Skip the pictures, please, and write out exactly the lines from the opening of the data through the line containing "const pct = (current / goal) * 100;".

▶ [Data provided]:

☆ ☆ ☆ ☆ ☆ ☆ ☆

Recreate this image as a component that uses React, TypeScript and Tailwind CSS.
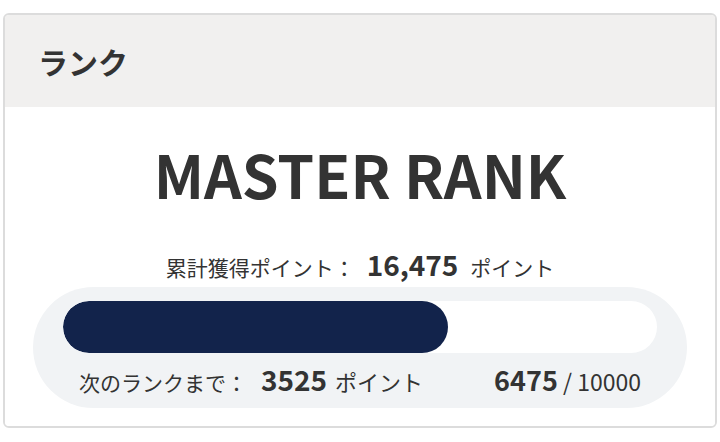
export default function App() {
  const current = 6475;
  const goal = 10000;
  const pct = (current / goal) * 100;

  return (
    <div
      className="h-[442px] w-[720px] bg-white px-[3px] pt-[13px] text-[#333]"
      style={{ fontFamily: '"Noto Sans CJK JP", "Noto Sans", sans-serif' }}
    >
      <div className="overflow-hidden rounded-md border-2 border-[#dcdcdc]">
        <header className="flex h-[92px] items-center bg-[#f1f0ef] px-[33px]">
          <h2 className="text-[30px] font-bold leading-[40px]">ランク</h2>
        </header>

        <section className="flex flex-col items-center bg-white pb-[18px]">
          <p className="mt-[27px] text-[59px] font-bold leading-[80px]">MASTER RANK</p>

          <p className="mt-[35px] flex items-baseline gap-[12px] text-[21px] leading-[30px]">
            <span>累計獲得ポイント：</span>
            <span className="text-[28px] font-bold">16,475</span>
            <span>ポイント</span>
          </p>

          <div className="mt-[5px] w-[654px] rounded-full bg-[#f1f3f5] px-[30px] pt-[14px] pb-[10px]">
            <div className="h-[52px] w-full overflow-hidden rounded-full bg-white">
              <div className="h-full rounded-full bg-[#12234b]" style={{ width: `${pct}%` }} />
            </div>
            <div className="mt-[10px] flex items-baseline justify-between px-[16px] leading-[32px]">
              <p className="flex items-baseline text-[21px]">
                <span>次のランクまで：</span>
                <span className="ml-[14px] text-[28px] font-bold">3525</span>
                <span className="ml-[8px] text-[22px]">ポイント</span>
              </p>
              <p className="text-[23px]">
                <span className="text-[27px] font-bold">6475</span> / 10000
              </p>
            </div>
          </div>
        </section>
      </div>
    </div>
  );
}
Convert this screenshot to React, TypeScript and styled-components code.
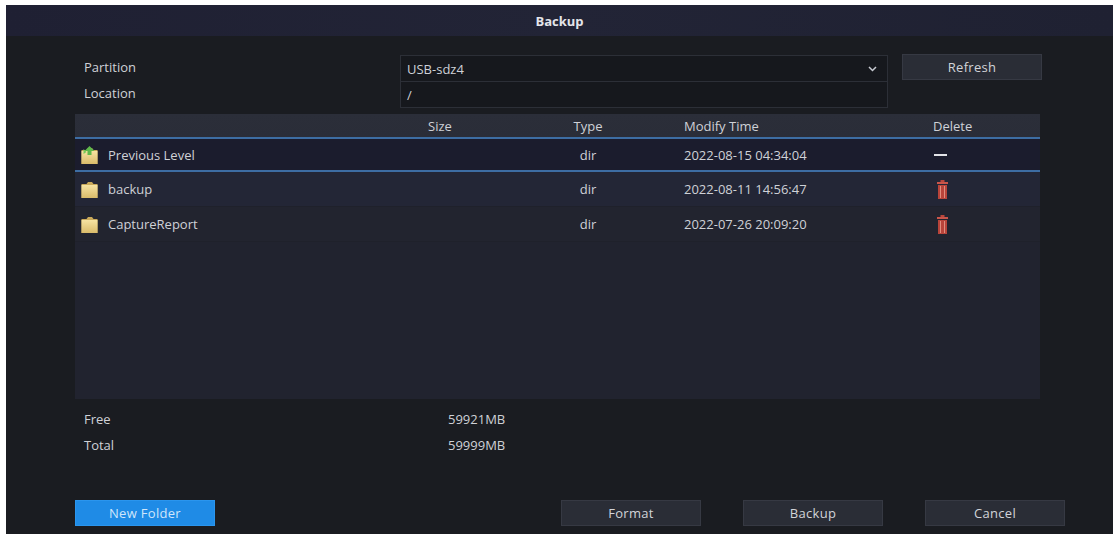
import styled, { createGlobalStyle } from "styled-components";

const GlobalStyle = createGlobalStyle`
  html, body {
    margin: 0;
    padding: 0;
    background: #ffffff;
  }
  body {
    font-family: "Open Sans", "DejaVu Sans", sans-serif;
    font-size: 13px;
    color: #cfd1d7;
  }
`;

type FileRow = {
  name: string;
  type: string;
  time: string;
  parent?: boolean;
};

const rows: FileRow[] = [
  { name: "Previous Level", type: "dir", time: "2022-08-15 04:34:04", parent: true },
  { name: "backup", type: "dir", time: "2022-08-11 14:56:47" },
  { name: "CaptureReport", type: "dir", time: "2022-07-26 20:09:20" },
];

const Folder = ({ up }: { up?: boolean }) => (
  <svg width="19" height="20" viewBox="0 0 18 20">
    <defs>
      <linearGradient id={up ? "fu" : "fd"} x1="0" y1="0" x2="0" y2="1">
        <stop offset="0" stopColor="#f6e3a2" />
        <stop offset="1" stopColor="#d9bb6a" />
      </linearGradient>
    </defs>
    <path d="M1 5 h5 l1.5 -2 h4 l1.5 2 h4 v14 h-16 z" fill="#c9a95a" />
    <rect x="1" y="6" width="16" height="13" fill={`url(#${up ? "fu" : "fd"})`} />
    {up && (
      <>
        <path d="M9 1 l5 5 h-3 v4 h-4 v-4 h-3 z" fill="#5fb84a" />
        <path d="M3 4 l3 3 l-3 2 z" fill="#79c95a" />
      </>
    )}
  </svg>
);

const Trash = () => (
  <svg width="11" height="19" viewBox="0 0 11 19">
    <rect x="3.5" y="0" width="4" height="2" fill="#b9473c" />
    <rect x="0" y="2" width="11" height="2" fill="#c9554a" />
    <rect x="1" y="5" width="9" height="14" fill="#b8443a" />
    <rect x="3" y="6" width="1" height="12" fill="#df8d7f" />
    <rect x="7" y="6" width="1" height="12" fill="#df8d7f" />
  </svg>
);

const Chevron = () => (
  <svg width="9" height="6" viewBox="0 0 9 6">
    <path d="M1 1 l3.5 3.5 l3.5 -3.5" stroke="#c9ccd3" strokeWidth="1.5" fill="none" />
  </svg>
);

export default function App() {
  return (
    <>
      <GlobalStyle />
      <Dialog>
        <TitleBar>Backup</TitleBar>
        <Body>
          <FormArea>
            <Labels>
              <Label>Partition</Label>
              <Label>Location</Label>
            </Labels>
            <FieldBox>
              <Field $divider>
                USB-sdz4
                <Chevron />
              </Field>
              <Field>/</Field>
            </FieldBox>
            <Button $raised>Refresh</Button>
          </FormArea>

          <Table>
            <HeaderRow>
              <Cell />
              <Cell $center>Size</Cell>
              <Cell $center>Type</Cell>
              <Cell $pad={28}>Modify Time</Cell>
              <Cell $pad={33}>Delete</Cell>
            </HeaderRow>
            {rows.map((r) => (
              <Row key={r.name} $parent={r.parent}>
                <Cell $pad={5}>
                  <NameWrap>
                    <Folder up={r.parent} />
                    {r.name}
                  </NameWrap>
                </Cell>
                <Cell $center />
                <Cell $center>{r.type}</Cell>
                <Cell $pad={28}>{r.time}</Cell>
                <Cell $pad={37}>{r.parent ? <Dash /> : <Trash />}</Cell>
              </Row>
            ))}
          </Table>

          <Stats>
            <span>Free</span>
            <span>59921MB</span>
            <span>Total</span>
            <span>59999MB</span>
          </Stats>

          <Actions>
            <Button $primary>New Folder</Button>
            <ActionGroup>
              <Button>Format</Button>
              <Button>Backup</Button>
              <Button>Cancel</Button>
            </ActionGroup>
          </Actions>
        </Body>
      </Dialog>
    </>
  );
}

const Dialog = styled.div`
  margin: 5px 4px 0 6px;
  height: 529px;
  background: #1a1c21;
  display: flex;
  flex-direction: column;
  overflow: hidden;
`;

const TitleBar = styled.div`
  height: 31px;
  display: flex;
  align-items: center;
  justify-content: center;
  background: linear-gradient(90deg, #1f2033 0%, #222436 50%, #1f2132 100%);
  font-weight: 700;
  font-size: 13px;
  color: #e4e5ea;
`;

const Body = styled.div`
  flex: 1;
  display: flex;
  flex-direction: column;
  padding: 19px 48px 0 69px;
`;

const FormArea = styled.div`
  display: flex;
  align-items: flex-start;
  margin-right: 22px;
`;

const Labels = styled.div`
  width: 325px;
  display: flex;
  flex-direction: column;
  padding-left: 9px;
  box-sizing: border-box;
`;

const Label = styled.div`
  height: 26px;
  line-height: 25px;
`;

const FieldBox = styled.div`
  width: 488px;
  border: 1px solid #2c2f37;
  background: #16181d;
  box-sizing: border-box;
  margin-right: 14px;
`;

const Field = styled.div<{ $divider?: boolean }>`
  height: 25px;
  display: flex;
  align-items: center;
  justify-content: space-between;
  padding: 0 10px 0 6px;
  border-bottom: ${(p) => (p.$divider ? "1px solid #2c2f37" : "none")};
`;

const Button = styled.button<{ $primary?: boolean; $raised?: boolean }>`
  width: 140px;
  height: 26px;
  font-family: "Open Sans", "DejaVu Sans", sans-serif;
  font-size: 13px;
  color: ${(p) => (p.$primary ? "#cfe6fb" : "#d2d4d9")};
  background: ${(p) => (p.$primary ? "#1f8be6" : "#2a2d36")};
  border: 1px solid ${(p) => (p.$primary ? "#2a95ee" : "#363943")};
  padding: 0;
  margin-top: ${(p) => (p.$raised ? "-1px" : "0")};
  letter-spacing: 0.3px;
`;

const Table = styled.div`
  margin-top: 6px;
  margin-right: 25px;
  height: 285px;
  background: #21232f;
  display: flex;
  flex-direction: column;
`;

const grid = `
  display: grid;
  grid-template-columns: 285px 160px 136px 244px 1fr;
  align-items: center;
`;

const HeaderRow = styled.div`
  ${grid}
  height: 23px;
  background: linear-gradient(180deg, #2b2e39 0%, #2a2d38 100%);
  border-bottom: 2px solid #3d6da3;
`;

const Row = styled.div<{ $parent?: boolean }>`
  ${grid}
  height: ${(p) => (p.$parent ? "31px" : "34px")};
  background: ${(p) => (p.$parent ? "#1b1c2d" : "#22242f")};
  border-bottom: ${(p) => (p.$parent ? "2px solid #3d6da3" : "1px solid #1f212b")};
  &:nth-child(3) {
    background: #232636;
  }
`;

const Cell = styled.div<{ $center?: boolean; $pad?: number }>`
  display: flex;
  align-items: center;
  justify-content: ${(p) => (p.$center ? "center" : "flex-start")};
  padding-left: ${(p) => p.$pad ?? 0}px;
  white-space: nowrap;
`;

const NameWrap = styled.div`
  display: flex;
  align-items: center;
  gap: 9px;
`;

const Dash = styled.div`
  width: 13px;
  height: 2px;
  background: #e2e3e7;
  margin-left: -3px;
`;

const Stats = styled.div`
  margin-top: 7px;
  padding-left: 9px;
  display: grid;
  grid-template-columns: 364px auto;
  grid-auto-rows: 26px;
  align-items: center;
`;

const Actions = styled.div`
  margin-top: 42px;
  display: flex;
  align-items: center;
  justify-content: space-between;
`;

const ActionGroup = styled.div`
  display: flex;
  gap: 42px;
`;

☆ ☆ ☆ ☆ ☆ ☆ ☆

▶ [Finished answer]:
Recreate this image as a component that uses React, TypeScript and Tailwind CSS.
export default function App() {
  const current = 6475;
  const goal = 10000;
  const pct = (current / goal) * 100;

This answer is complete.